My understanding (I wasn’t around) is that COLT started as a subcommunity of the computer science theory community. This implies several things:

1. There was a basic tension facing authors: Do you submit to COLT or to FOCS or STOC which are the “big” theory conferences?
2. The research programs in COLT were motivated by theoretical concerns (rather than, say, practical experience). This includes motivations like understanding the combinatorics of some models of learning and the relationship with crypto.

This worked well in the beginning when new research programs were being defined and new learning models were under investigation. What went wrong from there is less clear.

1. Perhaps the community shifted focus from thinking about new learning models to simply trying to find solutions in older models, and this went stale.
2. Perhaps some critical motivations were left out. Many of the learning models under investigation at COLT strike empirically motivated people as implausibly useful.
3. Perhaps the conference/community was not inviting enough to new forms of learning theory. Many pieces of learning theory have not appeared at COLT over the last 20 years.

These concerns have been addressed since the low point of COLT, but the long term health is still questionable: ICML has been accepting learning theory with plausible empirical motivations and a mathematical learning theory conference has appeared so there are several choices of venue available to authors.

The good news is that this year’s COLT appeared healthy. The topics covered by the program were diverse and often interesting. Several of the papers seem quite relevant to the practice of machine learning. Perhaps an even better measure is that there were many younger people in attendance.

COLT had an impromptu session which seemed as interesting or more interesting than any other single technical session (despite being only an hour long). There are several roles that an impromptu session can play including:

1. Announcing new work since the paper deadline. Letting this happen now rather than later helps aid the process of research.
2. Discussing a paper that was rejected. Reviewers err sometimes and an impromptu session provides a means to remedy that.
3. Entertainment. We all like to have a bit of fun.

For design, the following seem important:

1. Impromptu speakers should not have much time. At COLT, it was 8 minutes, but I have seen even 5 work well.
2. The entire impromptu session should not last too long because the format is dense and promotes restlessness. A half hour or hour can work well.

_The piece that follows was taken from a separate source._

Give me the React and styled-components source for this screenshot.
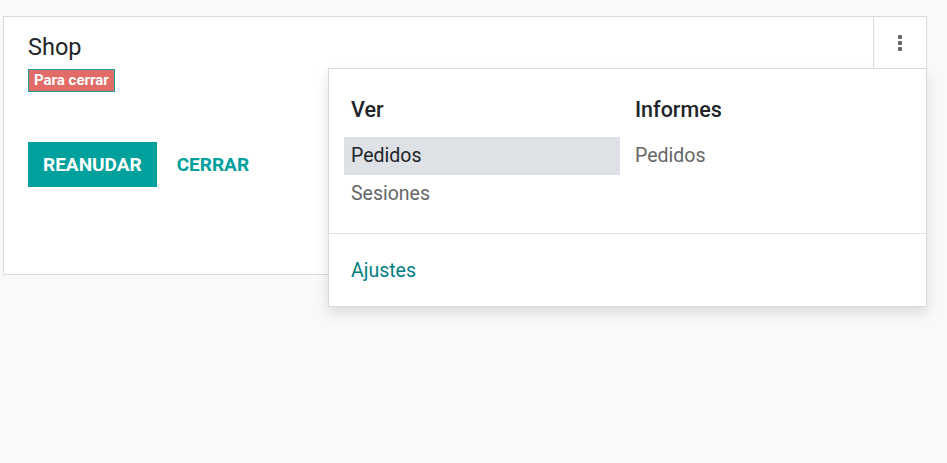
import React from "react";
import styled, { createGlobalStyle } from "styled-components";

const Global = createGlobalStyle`
  html, body { margin: 0; padding: 0; background: #f9f9f9; }
  body { font-family: Roboto, "Noto Sans", "Liberation Sans", sans-serif; color: #212529; }
  * { box-sizing: border-box; }
`;

const Page = styled.div`
  width: 947px;
  height: 463px;
  padding: 16px 20px 0 3px;
`;

const Card = styled.div`
  position: relative;
  width: 924px;
  height: 259px;
  background: #fff;
  border: 1px solid #d8dadd;
  padding: 16px 24px 0 24px;
`;

const Title = styled.div`
  font-size: 23.5px;
  line-height: 29px;
  font-weight: 400;
  color: #212529;
`;

const Badge = styled.span`
  display: inline-block;
  margin-top: 7px;
  background: #e06b67;
  border: 1px solid #17a2a0;
  color: #fff;
  font-weight: 700;
  font-size: 15px;
  line-height: 21px;
  padding: 0 5px;
`;

const Actions = styled.div`
  display: flex;
  align-items: center;
  gap: 20px;
  margin-top: 50px;
`;

const PrimaryButton = styled.button`
  height: 45px;
  padding: 0 15px;
  border: none;
  background: #00a09d;
  color: #fff;
  font-family: inherit;
  font-weight: 700;
  font-size: 19px;
  text-transform: uppercase;
`;

const LinkButton = styled.button`
  height: 45px;
  padding: 0;
  border: none;
  background: transparent;
  color: #00a09d;
  font-family: inherit;
  font-weight: 700;
  font-size: 19px;
  text-transform: uppercase;
`;

const Toggle = styled.div`
  position: absolute;
  top: -1px;
  right: -1px;
  width: 54px;
  height: 53px;
  border: 1px solid #d8dadd;
  display: flex;
  flex-direction: column;
  align-items: center;
  justify-content: center;
  gap: 2px;
  background: #fff;
  z-index: 2;
`;

const Dot = styled.span`
  width: 4px;
  height: 4px;
  border-radius: 1px;
  background: #666;
`;

const Menu = styled.div`
  position: absolute;
  top: 51px;
  right: -1px;
  width: 599px;
  background: #fff;
  border: 1px solid #d8dadd;
  box-shadow: 0 6px 12px rgba(0, 0, 0, 0.12);
  z-index: 1;
`;

const Columns = styled.div`
  display: grid;
  grid-template-columns: 276px 1fr;
  column-gap: 8px;
  padding: 22px 16px 20px 15px;
`;

const Column = styled.div`
  display: flex;
  flex-direction: column;
`;

const Header = styled.div`
  font-size: 21.5px;
  font-weight: 500;
  line-height: 38px;
  padding-left: 7px;
  margin-bottom: 8px;
  color: #212529;
`;

const Item = styled.div`
  font-size: 19.5px;
  line-height: 38px;
  padding-left: 7px;
  color: ${(p) => (p.$active ? "#212529" : "#666")};
  background: ${(p) => (p.$active ? "#dee1e5" : "transparent")};
`;

const Footer = styled.div`
  border-top: 1px solid #dee2e6;
  padding: 18px 16px 16px 15px;
`;

const FooterLink = styled.div`
  font-size: 19.5px;
  line-height: 38px;
  padding-left: 7px;
  color: #017e84;
`;

export default function App() {
  return (
    <>
      <Global />
      <Page>
        <Card>
          <Title>Shop</Title>
          <Badge>Para cerrar</Badge>
          <Actions>
            <PrimaryButton>Reanudar</PrimaryButton>
            <LinkButton>Cerrar</LinkButton>
          </Actions>
          <Toggle>
            <Dot />
            <Dot />
            <Dot />
          </Toggle>
          <Menu>
            <Columns>
              <Column>
                <Header>Ver</Header>
                <Item $active>Pedidos</Item>
                <Item>Sesiones</Item>
              </Column>
              <Column>
                <Header>Informes</Header>
                <Item>Pedidos</Item>
              </Column>
            </Columns>
            <Footer>
              <FooterLink>Ajustes</FooterLink>
            </Footer>
          </Menu>
        </Card>
      </Page>
    </>
  );
}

Impromptu talks are a mechanism to let a little bit of chaos into the schedule. They will be chaotic in content, presentation, and usefulness. The fundamental advantage of this chaos is that it provides a means for covering material that the planned program did not (or could not). This seems like a “bargain use of time” considering the short duration. One caveat is that it is unclear how well this mechanism can scale to large conferences.